Our response It is ironic that the above statement by the University claims to support a syllabus that is inclusive, while in fact, it has done everything in its power to EXCLUDE diverse voices. Furthermore, those that have been excluded are already members of a historically excluded community. The voices that have been throttled are those of Dalit and non-Dalit women writers writing about Dalit/Tribal women. What else could be less inclusive than excluding these powerful Women narratives, Mahasweta Devi’s ‘Draupadi’, Bama’s Sangati (chapters 2-4) and Sukirtharani’s two poems ‘Debt’ and ‘My Body’, that congeal caste and gender oppression with that of patriarchal state violence from the syllabus? The University and its classroom space has historically been premised upon encouraging free debate and thought. Our syllabus includes texts and readings that sensitise students to social issues through stories, poems, plays and essays.

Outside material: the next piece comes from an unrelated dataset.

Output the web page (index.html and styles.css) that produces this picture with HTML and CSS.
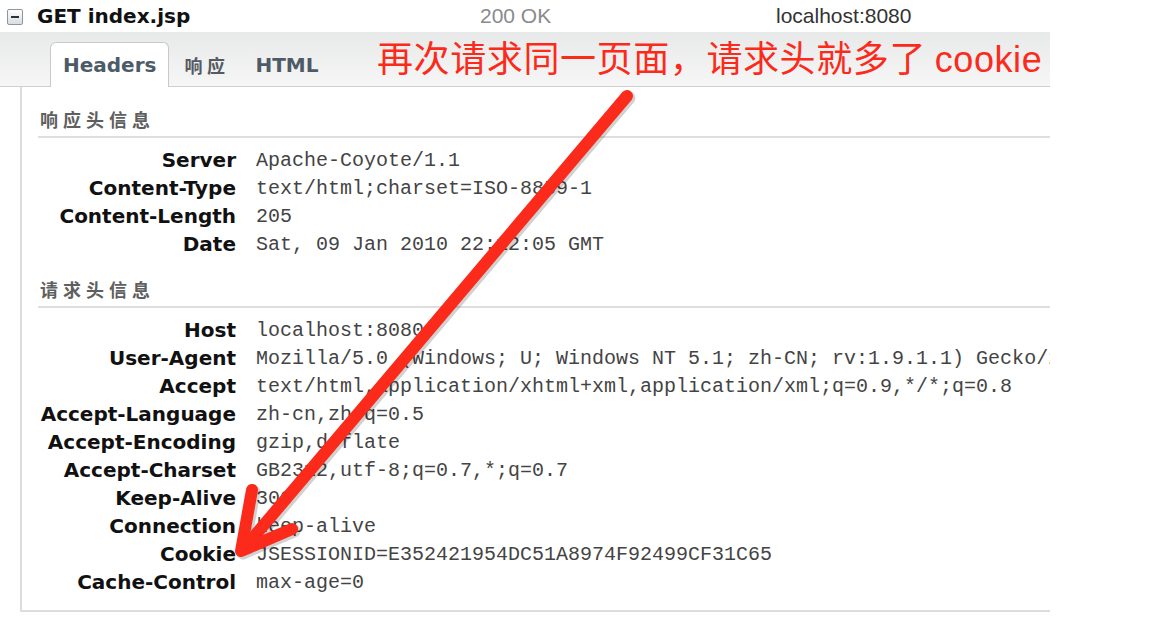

While putting together syllabi for the almost 80 courses that the teachers of the English Department teach, we studied courses taught in different universities in India and across the world; literature that is read by young minds in diverse spaces. It is to sensitise them to the idea of inclusiveness and diversity that literary studies include texts that take students out of their comfort zone and make them think critically, which has always remained the purpose of studying literature. Our response to every point made in the University press release, makes it amply clear that the Oversight Committee has done the opposite of what it claims to be doing. It single-handedly seeks to destroy a syllabus that has been put together after years of careful discussion and debate, where democratically elected committees have chosen democratically diverse texts that seek to represent all sections of society. We demand the reinstatement of works by Mahasweta Devi, Bama and Sukirtharani in the Core Women’s Writing Paper of semester V. We also demand that the Oversight Committee should immediately pass the syllabus for Semester VI (without any changes) rather than starting the process just before the commencement of the next semester.